Jugar nos nutre de tantas cosas buenas que cuesta enumerarlas. Además de estimular la imaginación y la creatividad, nos enseña cómo somos y cómo seremos en el futuro. Nos ayuda a edificar nuestro propio yo. Por eso, una generación que solo es capaz de hacerlo en un escenario virtual, que lo aprende todo en un tutorial de Youtube y que solo come si se le coloca delante una tablet, no sabe construirse. Al menos no sabe hacerlo en tres dimensiones. Como no saben hacerse a sí mismos, tardan más en saber quiénes son. Y es que nuestros niños cada vez son niños por más tiempo.

Y cuando casi todo es virtual, casi todo es posible. Cuando el universo es infinito y multipantalla, poco hay que elegir. Solo es cuestión de tiempo. Tiempo para obsesionarse fugazmente con un videojuego, para ver una serie de moda, para interactuar por las redes sociales, para ser un avatar. Y así llegamos hasta la generación de las no decisiones, de los indecisos, de los que no saben decidir.
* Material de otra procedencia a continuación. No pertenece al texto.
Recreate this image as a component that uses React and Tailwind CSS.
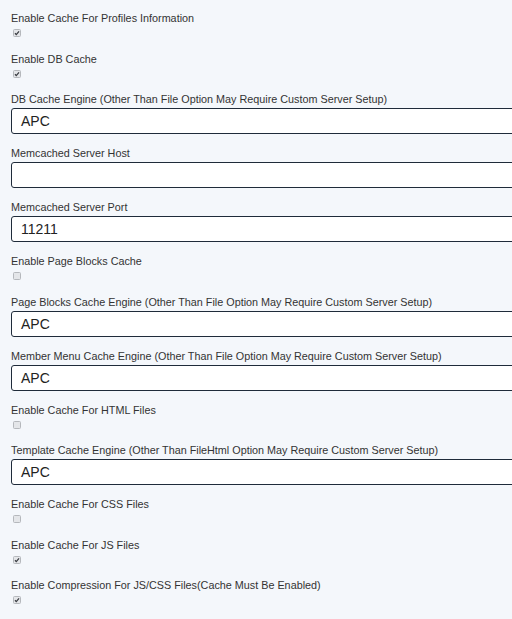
import React from "react";

const fields = [
    { type: "check", label: "Enable Cache For Profiles Information", checked: true },
    { type: "check", label: "Enable DB Cache", checked: true },
    { type: "input", label: "DB Cache Engine (Other Than File Option May Require Custom Server Setup)", value: "APC" },
    { type: "input", label: "Memcached Server Host", value: "" },
    { type: "input", label: "Memcached Server Port", value: "11211" },
    { type: "check", label: "Enable Page Blocks Cache", checked: false },
    { type: "input", label: "Page Blocks Cache Engine (Other Than File Option May Require Custom Server Setup)", value: "APC" },
    { type: "input", label: "Member Menu Cache Engine (Other Than File Option May Require Custom Server Setup)", value: "APC" },
    { type: "check", label: "Enable Cache For HTML Files", checked: false },
    { type: "input", label: "Template Cache Engine (Other Than FileHtml Option May Require Custom Server Setup)", value: "APC" },
    { type: "check", label: "Enable Cache For CSS Files", checked: false },
    { type: "check", label: "Enable Cache For JS Files", checked: true },
    { type: "check", label: "Enable Compression For JS/CSS Files(Cache Must Be Enabled)", checked: true },
];

// tiny greyed-out checkbox, like the original disabled look
const Box = ({ checked }) => (
    <svg width="8" height="8" viewBox="0 0 8 8" className="block">
        <rect x="0.5" y="0.5" width="7" height="7" rx="1" fill="#e4e6e9" stroke="#b5b8bc" />
        {checked && <path d="M2 4.2 L3.3 5.6 L6 2.4" fill="none" stroke="#3a3d42" strokeWidth="1.3" />}
    </svg>
);

export default function App() {
    return (
        <div
            className="min-h-screen w-[512px] overflow-hidden bg-[#f4f7fb] pt-[11px] pl-[11px] text-[#333]"
            style={{ fontFamily: '"Liberation Sans", Arial, sans-serif' }}
        >
            {fields.map((f, i) =>
                f.type === "check" ? (
                    <div key={i} className="h-[40.5px]">
                        <div className="text-[10.8px] leading-[14px] whitespace-nowrap">{f.label}</div>
                        <div className="mt-[4px] ml-[2px]">
                            <Box checked={f.checked} />
                        </div>
                    </div>
                ) : (
                    <div key={i} className="h-[54px]">
                        <div className="text-[10.8px] leading-[14px] whitespace-nowrap">{f.label}</div>
                        <div className="mt-[2px] h-[26px] w-[560px] rounded-[3px] border border-[#1f2b3a] bg-white pl-[9px] text-[14px] leading-[24px] text-[#222]">
                            {f.value}
                        </div>
                    </div>
                )
            )}
        </div>
    );
}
Aquellos a quienes con un paternalismo tierno y tan condescendiente como atribulado se los ha conducido siempre de un paso al siguiente cogiditos de la mano. No han tenido que decidir nada y por eso no saben hacerlo. Tampoco hay que culparlos. Han entrado en la Universidad porque esa era la etapa siguiente, sin comprender por ejemplo la valía que esta tiene por sí misma. No saben, no eligen. O eligen mal.

Los ídolos de moda que tienen estos niños-no-niños visten como adultos en miniatura, juegan con sus teléfonos móviles y son exitosos influencers. Son profetas de una religión que se llama Instagram y todo lo que tienen que decir —que es más bien poco— cabe en 140 caracteres pero se contagia como la peste por cada rincón del planeta. Los niños de ocho años ya no juegan con juguetes. Algunos niños de dieciocho votan a la ultraderecha.